Pero este cristianismo, se dirá, es ininteligible para los hombres. ¡Se trata de comprender! Con el cristianismo, y por lo tanto para escándalo del espíritu, hay que creer. Comprender es el alcance humano, la relación del hombre con el hombre; pero creer es la relación del hombre con lo divino. ¿Cómo explica pues el cristianismo esa incomprensión? Pues, consecuente por completo consigo mismo, de una manera no menos incomprensible, puesto que es la revelación.
Para el cristiano, pues, el pecado yace en la voluntad, no en el conocimiento, y esa corrupción de la voluntad supera a la conciencia del individuo. Es esa la lógica misma; ¡sino a cada individuo le sería necesariamente preciso preguntarse como comenzó el pecado!
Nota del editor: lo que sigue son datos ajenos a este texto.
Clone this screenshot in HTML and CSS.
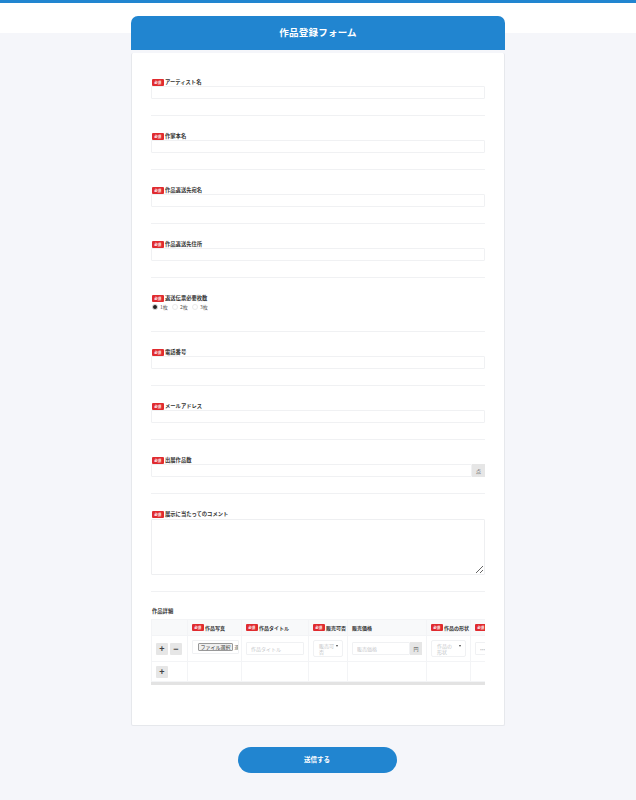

Encontramos aquí, por lo tanto, el signo del escándalo. Lo posible del escándalo es que hace falta una revelación de Dios para instruir al hombre sobre la naturaleza del pecado, sobre la profundidad de sus raíces. El hombre natural, el pagano piensa: «¡Sea! Confieso que no he comprendido todo del cielo y de la tierra; si a la fuerza hace falta una revelación que ella nos explique las cosas celestes; pero que haga falta una para explicarnos qué es el pecado, he aquí el peor absurdo. No me presento como la perfección, lejos de ello, pero puesto que sé y estoy pronto a confesar todo lo que me separa de ella, cómo no sabré yo lo qué es el pecado!» A lo cual responde el cristianismo: «Pero, no; he aquí lo que sabes menos: tu distancia de la perfección y qué es el pecado». Es pues una verdad cristiana que el pecado es ignorancia, la ignorancia de su propia naturaleza.
La definición del pecado dada en el capitulo precedente debe pues completarse todavía así: después que una revelación de Dios nos ha explicado su naturaleza, el pecado es, en presencia de Dios, la desesperación en la cual no se quiere ser uno mismo o la desesperación en la que se quiere serlo.